Every summer we would go to Ashland for the fourth of July. I have yet to see any fireworks that matched the ones at Lithia Park. We always brought home from Uncle Andrews’s orchard, apples, pears, apricots peaches and plums, enough fruit to can for the year. During the summer of 1929 mother’s cousin Clearance and his bride came to visit, they were on their way to Europe and had a brand new Cord. Uncle Pinney committed suicide when the stock market crashed and Aunt Annie lost millions but moved to Pasadena, then to Baldwin Park where she bought a store and three houses, Aunt Olive living in one houses. Uncle Cory was an alcoholic, I remember Aunt Olive being so happy he quit drinking, instead he was taking two bottle of medicinal tonic a day, 60% alcohol, he later died of TB.
I joined the Girl Scouts and we would go to Ashland for a week every year. As a girl scout I climbed Black Butte, also as high as Thumb rock on Mt. Shasta but when I was eleven I didn’t get to go, all the money I had saved for the trip went to buy Alice a wedding dress. That year I learned how and where babies came from. Mother gave me her medical book that showed all the female and male parts, telling me to read it. The pictures alone were education, what an education. Bea Parrott, Alice Larson and Jerry Saxton were soon educated by me, my good friends were well informed.

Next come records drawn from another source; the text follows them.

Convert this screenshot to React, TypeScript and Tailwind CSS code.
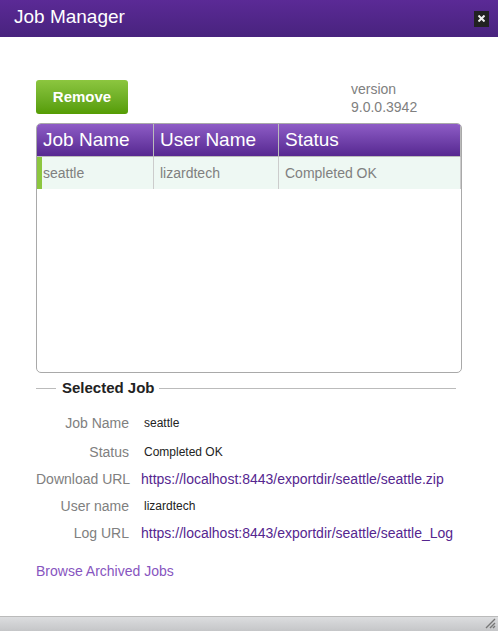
import type { ReactNode } from "react";

const jobs = [{ name: "seattle", user: "lizardtech", status: "Completed OK" }];

function Field({ label, tall, children }: { label: string; tall?: boolean; children: ReactNode }) {
  return (
    <div className={`flex items-center ${tall ? "h-[30px]" : "h-[27px]"}`}>
      <dt className="w-[93px] shrink-0 text-right whitespace-nowrap text-[#808080]">{label}</dt>
      <dd className="ml-3 min-w-0 flex-1 overflow-hidden whitespace-nowrap">{children}</dd>
    </div>
  );
}

function Value({ children }: { children: ReactNode }) {
  return <span className="block pl-[3px] text-xs text-[#222222]">{children}</span>;
}

export default function App() {
  return (
    <div className="flex min-h-screen flex-col bg-white font-['Liberation_Sans',Arial,sans-serif] text-sm leading-[18px]">
      <header className="flex h-[37px] items-center justify-between bg-linear-to-b from-[#5b2a96] to-[#48237e] pr-[9px] pb-1 pl-[14px]">
        <h1 className="text-[19px] leading-6 text-white">Job Manager</h1>
        <button
          type="button"
          aria-label="Close"
          className="mt-1 flex h-4 w-[15px] items-center justify-center bg-[#222222]"
        >
          <svg width="7" height="7" viewBox="0 0 7 7" fill="none" stroke="#eeeeee" strokeWidth="2">
            <path d="M0.5 0.5 L6.5 6.5 M6.5 0.5 L0.5 6.5" />
          </svg>
        </button>
      </header>

      <main className="flex-1 px-9 pt-[43px]">
        <div className="flex items-start justify-between">
          <button
            type="button"
            className="h-[34px] w-[92px] rounded-[3px] bg-linear-to-b from-[#8cc63f] to-[#559c02] text-[15px] font-bold text-white"
          >
            Remove
          </button>
          <p className="w-[111px] text-[#808080]">
            version
            <br />
            9.0.0.3942
          </p>
        </div>

        <div className="mt-[7px] h-[250px] overflow-hidden rounded-[5px] border border-[#a9a9a9]">
          <table className="w-full table-fixed border-separate border-spacing-0 text-left">
            <colgroup>
              <col className="w-[117px]" />
              <col className="w-[125px]" />
              <col />
            </colgroup>
            <thead>
              <tr className="h-[33px] bg-linear-to-b from-[#8e5cc6] to-[#55268f] text-[19px] leading-6 text-white">
                <th className="border-r border-b border-[#bbbbbb] pl-1.5 font-normal">Job Name</th>
                <th className="border-r border-b border-[#bbbbbb] pl-1.5 font-normal">User Name</th>
                <th className="border-r border-b border-[#bbbbbb] pl-1.5 font-normal">Status</th>
              </tr>
            </thead>
            <tbody>
              {jobs.map((job) => (
                <tr key={job.name} className="h-8 bg-[#eef8f3] text-[#808080]">
                  <td className="border-r border-l-5 border-r-[#cccccc] border-l-[#8cc63f] pl-px">{job.name}</td>
                  <td className="border-r border-[#cccccc] pl-1.5">{job.user}</td>
                  <td className="border-r border-[#cccccc] pl-1.5">{job.status}</td>
                </tr>
              ))}
            </tbody>
          </table>
        </div>

        <section className="mt-1.5 mr-1.5">
          <div className="flex items-center">
            <span className="h-px w-5 bg-[#bbbbbb]" />
            <h2 className="pr-1 pl-1.5 text-[15px] leading-[18px] font-bold text-[#222222]">Selected Job</h2>
            <span className="h-px flex-1 bg-[#bbbbbb]" />
          </div>
          <dl className="mt-[11px]">
            <Field label="Job Name" tall>
              <Value>seattle</Value>
            </Field>
            <Field label="Status">
              <Value>Completed OK</Value>
            </Field>
            <Field label="Download URL">
              <a href="https://localhost:8443/exportdir/seattle/seattle.zip" className="text-[#55268f]">
                https://localhost:8443/exportdir/seattle/seattle.zip
              </a>
            </Field>
            <Field label="User name">
              <Value>lizardtech</Value>
            </Field>
            <Field label="Log URL">
              <a href="https://localhost:8443/exportdir/seattle/seattle_Log" className="text-[#55268f]">
                https://localhost:8443/exportdir/seattle/seattle_Log
              </a>
            </Field>
          </dl>
        </section>

        <a href="#archive" className="mt-4 inline-block text-[#8755c0]">
          Browse Archived Jobs
        </a>
      </main>

      <footer className="flex h-[15px] items-end justify-end border-t border-[#bbbbbb] bg-linear-to-b from-[#dcdddf] to-[#c5c6c8] pr-0.5 pb-0.5">
        <svg width="11" height="11" viewBox="0 0 11 11" stroke="#777777" strokeWidth="1.4" fill="none" aria-hidden="true">
          <path d="M1 10 L10 1 M5 10 L10 5 M8 10 L10 8" />
        </svg>
      </footer>
    </div>
  );
}
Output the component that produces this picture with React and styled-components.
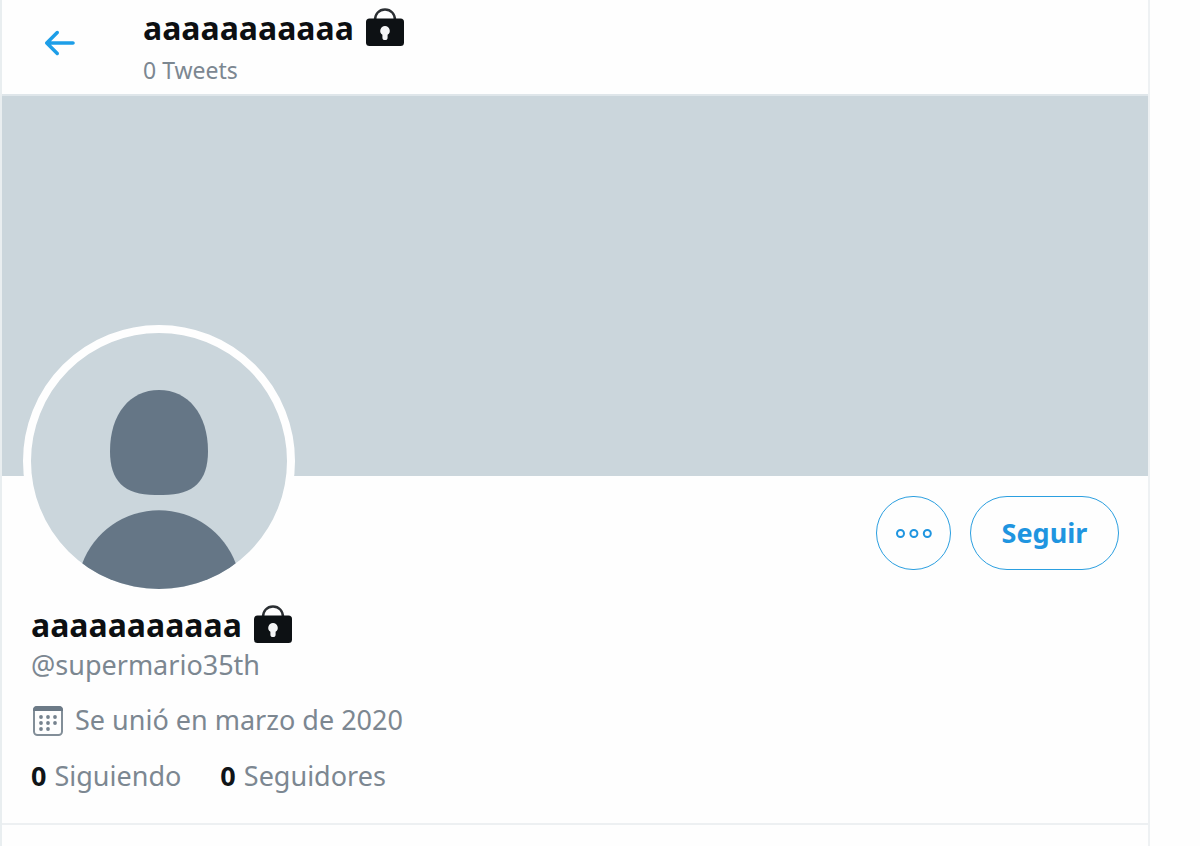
import React from "react";
import styled, { createGlobalStyle } from "styled-components";

const GlobalStyle = createGlobalStyle`
  *, *::before, *::after { box-sizing: border-box; }
  body {
    margin: 0;
    background: #fefefe;
    color: #101418;
    font-family: "Noto Sans", "Open Sans", sans-serif;
    font-size: 27px;
    line-height: 40px;
  }
`;

const Column = styled.main`
  min-height: 100vh;
  margin-right: 50px;
  border-left: 2px solid #e9eef0;
  border-right: 2px solid #eef1f3;
`;

const TopBar = styled.header`
  display: flex;
  align-items: flex-start;
  gap: 63px;
  height: 96px;
  padding: 8px 36px 0;
  border-bottom: 2px solid #dfe6ea;
`;

const BackButton = styled.button`
  display: flex;
  margin-top: 14px;
  padding: 0;
  border: 0;
  background: none;
  color: #1d9ee8;
  cursor: pointer;
`;

const Name = styled.div`
  display: flex;
  align-items: center;
  gap: 12px;
  margin: 0;
  font-size: 32px;
  font-weight: 700;
  line-height: 40px;
  color: #0c0f12;

  svg { margin-bottom: 2px; }
`;

const Muted = styled.div`
  font-size: ${(p) => (p.$small ? "23px" : "27px")};
  line-height: ${(p) => (p.$small ? "44px" : "40px")};
  color: #7c8791;
`;

const Banner = styled.div`
  height: 380px;
  background: #cbd6dc;
`;

const Profile = styled.section`
  padding: 20px 29px 27px;
  border-bottom: 2px solid #edf0f2;
`;

const ProfileTop = styled.div`
  display: flex;
  align-items: flex-start;
  justify-content: space-between;
  margin-bottom: 8px;
`;

const Avatar = styled.svg`
  display: block;
  width: 272px;
  height: 272px;
  margin: -171px 0 0 -8px;
  border: 8px solid #fefefe;
  border-radius: 50%;
  background: #cbd6dc;
`;

const Actions = styled.div`
  display: flex;
  gap: 19px;
`;

const PillButton = styled.button`
  display: flex;
  align-items: center;
  justify-content: center;
  width: ${(p) => (p.$round ? "75px" : "149px")};
  height: 74px;
  padding: 0;
  border: 1px solid #2b9fe0;
  border-radius: 38px;
  background: transparent;
  color: #1f95e0;
  font: inherit;
  font-size: 27px;
  font-weight: 700;
  cursor: pointer;
`;

const Joined = styled(Muted)`
  display: flex;
  align-items: center;
  gap: 12px;
  margin: 15px 0 16px 2px;

  svg { margin-top: 2px; }
`;

const Stats = styled.nav`
  display: flex;
  gap: 39px;
`;

const StatLink = styled.a`
  display: flex;
  gap: 8px;
  color: #7c8791;
  text-decoration: none;

  strong { color: #101418; }
`;

const BackIcon = () => (
  <svg width="42" height="42" viewBox="0 0 24 24" fill="currentColor" aria-hidden="true">
    <path d="M20 11H7.414l4.293-4.293c.39-.39.39-1.023 0-1.414s-1.023-.39-1.414 0l-6 6c-.39.39-.39 1.023 0 1.414l6 6c.195.195.45.293.707.293s.512-.098.707-.293c.39-.39.39-1.023 0-1.414L7.414 13H20c.553 0 1-.447 1-1s-.447-1-1-1z" />
  </svg>
);

const LockIcon = () => (
  <svg width="38" height="38" viewBox="0 0 38 38" role="img" aria-label="Cuenta protegida">
    <path d="M9 12C9 6 13 1.500 19 1.500S29 6 29 12" fill="none" stroke="#2b2f33" strokeWidth="2.400" />
    <rect y="10.500" width="38" height="27.500" rx="3.500" fill="#0d1114" />
    <path d="M19 18a4.800 4.800 0 0 0-2.600 8.800V29.500a2.600 2.600 0 0 0 5.200 0V26.800A4.800 4.800 0 0 0 19 18z" fill="#f4f5f6" />
  </svg>
);

const DotsIcon = () => (
  <svg width="37" height="10" viewBox="0 0 37 10" fill="none" stroke="currentColor" strokeWidth="2" aria-hidden="true">
    <circle cx="5.500" cy="5.500" r="3.500" />
    <circle cx="18.900" cy="5.500" r="3.500" />
    <circle cx="32.300" cy="5.500" r="3.500" />
  </svg>
);

const calendarDots = [
  [8, 11], [15, 11], [22, 11],
  [8, 17], [15, 17], [22, 17],
  [8, 23], [15, 23],
];

const CalendarIcon = () => (
  <svg width="30" height="30" viewBox="0 0 30 30" aria-hidden="true">
    <rect x="1" y="1" width="28" height="28" rx="3.500" fill="none" stroke="#828e98" strokeWidth="2" />
    <path d="M0 5V4a4 4 0 0 1 4-4h22a4 4 0 0 1 4 4v1z" fill="#6c7a87" />
    {calendarDots.map(([x, y]) => (
      <circle key={`${x}-${y}`} cx={x} cy={y} r="1.900" fill="#75828e" />
    ))}
  </svg>
);

export default function App() {
  return (
    <>
      <GlobalStyle />
      <Column>
        <TopBar>
          <BackButton type="button" aria-label="Atrás">
            <BackIcon />
          </BackButton>
          <div>
            <Name as="h1">
              aaaaaaaaaaa
              <LockIcon />
            </Name>
            <Muted $small>0 Tweets</Muted>
          </div>
        </TopBar>
        <Banner />
        <Profile>
          <ProfileTop>
            <Avatar viewBox="0 0 256 256" role="img" aria-label="Foto de perfil">
              <g fill="#657686">
                <path d="M128 57C157 57 177 81 177 118C177 148 163 162 132 162H124C93 162 79 148 79 118C79 81 99 57 128 57z" />
                <path d="M51 231A82 82 0 0 1 205 231A128 128 0 0 1 51 231z" />
              </g>
            </Avatar>
            <Actions>
              <PillButton type="button" $round aria-label="Más opciones">
                <DotsIcon />
              </PillButton>
              <PillButton type="button">Seguir</PillButton>
            </Actions>
          </ProfileTop>
          <Name as="h2">
            aaaaaaaaaaa
            <LockIcon />
          </Name>
          <Muted>@supermario35th</Muted>
          <Joined>
            <CalendarIcon />
            Se unió en marzo de 2020
          </Joined>
          <Stats>
            <StatLink href="#siguiendo">
              <strong>0</strong> Siguiendo
            </StatLink>
            <StatLink href="#seguidores">
              <strong>0</strong> Seguidores
            </StatLink>
          </Stats>
        </Profile>
      </Column>
    </>
  );
}
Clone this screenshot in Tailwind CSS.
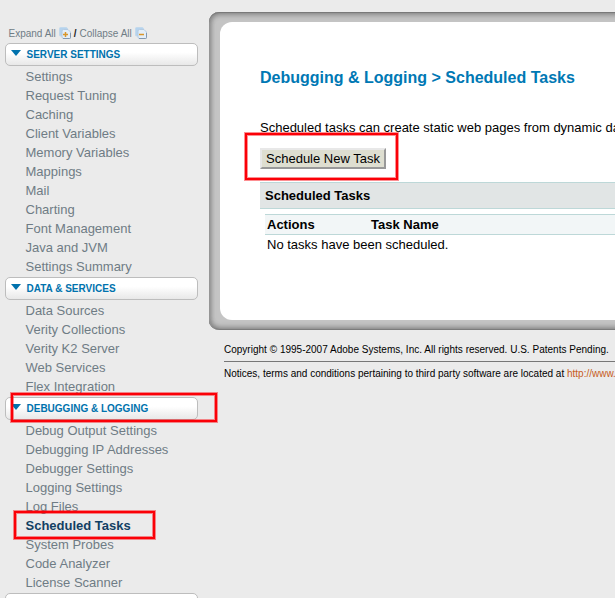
<!DOCTYPE html>
<html lang="en">
<head>
<meta charset="utf-8">
<title>Scheduled Tasks</title>
<script src="https://cdn.jsdelivr.net/npm/@tailwindcss/browser@4"></script>
</head>
<body class="relative h-[598px] w-[615px] overflow-hidden bg-[#ebebeb] font-['Liberation_Sans',Arial,sans-serif] text-[13px] text-black">
<div class="flex h-[598px] w-[615px] overflow-hidden">
  <nav class="w-[209px] shrink-0 pt-[26px] pl-[5px] text-[#6f7c85]">
    <div class="mb-[2px] flex h-[15px] items-center pl-[3.5px] text-[10px] leading-[15px] whitespace-pre"><span class="w-[50.500px]">Expand All</span><svg class="-mt-[2px] h-3 w-3" viewBox="0 0 12 12"><path d="M1.500 .5H7a1.500 1.500 0 0 1 1.500 1.500V9h-7a1 1 0 0 1-1-1V1.500a1 1 0 0 1 1-1z" fill="#b5d3ee" stroke="#c3d9ec"/><path d="M4.500 2.500H9l2.500 2.500v5.500a1 1 0 0 1-1 1h-6a1.500 1.500 0 0 1-1.500-1.500V4a1.500 1.500 0 0 1 1.500-1.500z" fill="#e3eef9" stroke="#b4cbe2"/><path d="M4 11.500h6.500a1 1 0 0 0 1-1V6" fill="none" stroke="#8298b0"/><path d="M6.500 5v5M4 7.500h5" stroke="#d9962b" stroke-width="1.500"/></svg><span class="w-[8.500px] text-center font-bold text-[#222]">/</span><span class="w-[55px]">Collapse All</span><svg class="-mt-[2px] h-3 w-3" viewBox="0 0 12 12"><path d="M1.500 .5H7a1.500 1.500 0 0 1 1.500 1.500V9h-7a1 1 0 0 1-1-1V1.500a1 1 0 0 1 1-1z" fill="#b5d3ee" stroke="#c3d9ec"/><path d="M4.500 2.500H9l2.500 2.500v5.500a1 1 0 0 1-1 1h-6a1.500 1.500 0 0 1-1.500-1.500V4a1.500 1.500 0 0 1 1.500-1.500z" fill="#e3eef9" stroke="#b4cbe2"/><path d="M4 11.500h6.500a1 1 0 0 0 1-1V6" fill="none" stroke="#8298b0"/><path d="M4 7.500h5" stroke="#d9962b" stroke-width="1.500"/></svg></div>

    <h2 class="flex h-[23px] w-[193px] items-center rounded-[5px] border border-[#bdbdbd] bg-linear-to-b from-white from-40% to-[#e8e8e8] pl-[5px] text-[10px] font-bold text-[#0072ad]"><svg class="mr-[5.500px] mb-[3px] h-[6px] w-[10px]" viewBox="0 0 10 6"><path d="M0 0h10L5 6z" fill="#0072ad"/></svg>SERVER SETTINGS</h2>
    <ul class="mb-px pt-px pl-[20.500px] leading-[19px]">
      <li>Settings</li><li>Request Tuning</li><li>Caching</li><li>Client Variables</li><li>Memory Variables</li><li>Mappings</li><li>Mail</li><li>Charting</li><li>Font Management</li><li>Java and JVM</li><li>Settings Summary</li>
    </ul>
    <h2 class="flex h-[23px] w-[193px] items-center rounded-[5px] border border-[#bdbdbd] bg-linear-to-b from-white from-40% to-[#e8e8e8] pl-[5px] text-[10px] font-bold text-[#0072ad]"><svg class="mr-[5.500px] mb-[3px] h-[6px] w-[10px]" viewBox="0 0 10 6"><path d="M0 0h10L5 6z" fill="#0072ad"/></svg>DATA &amp; SERVICES</h2>
    <ul class="mb-px pt-px pl-[20.500px] leading-[19px]">
      <li>Data Sources</li><li>Verity Collections</li><li>Verity K2 Server</li><li>Web Services</li><li>Flex Integration</li>
    </ul>
    <h2 class="flex h-[23px] w-[193px] items-center rounded-[5px] border border-[#bdbdbd] bg-linear-to-b from-white from-40% to-[#e8e8e8] pl-[5px] text-[10px] font-bold text-[#0072ad]"><svg class="mr-[5.500px] mb-[3px] h-[6px] w-[10px]" viewBox="0 0 10 6"><path d="M0 0h10L5 6z" fill="#0072ad"/></svg>DEBUGGING &amp; LOGGING</h2>
    <ul class="mb-px pt-px pl-[20.500px] leading-[19px]">
      <li>Debug Output Settings</li><li>Debugging IP Addresses</li><li>Debugger Settings</li><li>Logging Settings</li><li>Log Files</li><li class="font-bold text-[#123f63]">Scheduled Tasks</li><li>System Probes</li><li>Code Analyzer</li><li>License Scanner</li>
    </ul>
    <div class="h-[23px] w-[193px] rounded-[5px] border border-[#bdbdbd] bg-white"></div>
  </nav>

  <main class="w-[500px] shrink-0 pt-3">
    <div class="h-[318px] rounded-[10px] bg-[#c4c4c4] pt-[10px] pl-[11px] shadow-[inset_0_1px_1px_#777,inset_1px_0_1px_#999,inset_0_-1px_1px_#777,inset_0_3px_5px_#8c8c8c,inset_0_-3px_5px_#8c8c8c,inset_3px_0_4px_#a5a5a5]">
      <section class="h-[298px] rounded-[12px] bg-white pt-[46px] pl-10">
        <h1 class="text-[16px] leading-[19px] font-bold whitespace-nowrap text-[#0078b4]">Debugging &amp; Logging &gt; Scheduled Tasks</h1>
        <p class="mt-[33px] leading-[15px] whitespace-nowrap">Scheduled tasks can create static web pages from dynamic data sources.</p>
        <button class="mt-[13px] block h-[21px] w-[126px] border-2 border-t-[#e8e8e8] border-r-[#999] border-b-[#999] border-l-[#e8e8e8] bg-[#deded0] text-[13px] leading-[17px] whitespace-nowrap">Schedule New Task</button>
        <h3 class="mt-[13px] h-[27px] border-y border-[#bdd8d8] bg-[#e1e5e5] pl-[5px] leading-[25px] font-bold">Scheduled Tasks</h3>
        <table class="mt-[5px] ml-[5px] w-full table-fixed border-collapse text-left">
          <thead><tr class="h-[20px] border-y border-[#bdd8d8] bg-[#f2f6f7] leading-[19px]"><th class="w-[104px] p-0 pl-[2px]">Actions</th><th class="p-0 pl-[2px]">Task Name</th></tr></thead>
          <tbody><tr><td colspan="2" class="p-0 pl-[2px] leading-[19px]">No tasks have been scheduled.</td></tr></tbody>
        </table>
      </section>
    </div>
    <footer class="pt-[13px] pl-[15px] text-[10px] leading-[13px] whitespace-nowrap">
      <p class="[word-spacing:0.100px]">Copyright © 1995-2007 Adobe Systems, Inc. All rights reserved. U.S. Patents Pending.</p>
      <hr class="mt-[5px] mb-[5px] border-[#777]">
      <p>Notices, terms and conditions pertaining to third party software are located at <span class="text-[#c75b1c]">http://www.adobe.com</span></p>
    </footer>
  </main>
</div>
<!-- Callout frames over the page -->
<div class="absolute top-[133px] left-[245px] h-[47px] w-[153px] border-2 border-[#fb0007] shadow-[0_0_0_1px_#fb000770,inset_0_0_0_1px_#fb000770]"></div>
<div class="absolute top-[393px] left-[11px] h-[29px] w-[206px] border-2 border-[#fb0007] shadow-[0_0_0_1px_#fb000770,inset_0_0_0_1px_#fb000770]"></div>
<div class="absolute top-[511px] left-[14px] h-[28px] w-[141px] border-2 border-[#fb0007] shadow-[0_0_0_1px_#fb000770,inset_0_0_0_1px_#fb000770]"></div>
</body>
</html>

As soon as I was old enough I had to watch my nieces and nephews, Jerry was six, Peggy six and half, Bobby five and half and Bud 8 years, younger than I. The only time my father ever threaten to spank me was when I was watching them. He had a big long work table, standing about three feet off the ground and I had built a playhouse on it using a latter to get up on it. I wouldn’t let them play in my playhouse, I was afraid they might fall and they went crying to my dad. He sent me inside promising to spank me for being selfish and I locked myself in my bedroom and when he found out why I wouldn’t let the little ones in my playhouse he came to the door to apologized, but l didn’t stop crying. After he brought me some ice cream I accepted his apology. It was a real hurt to think that he thought I was selfish, for to me my father was everything.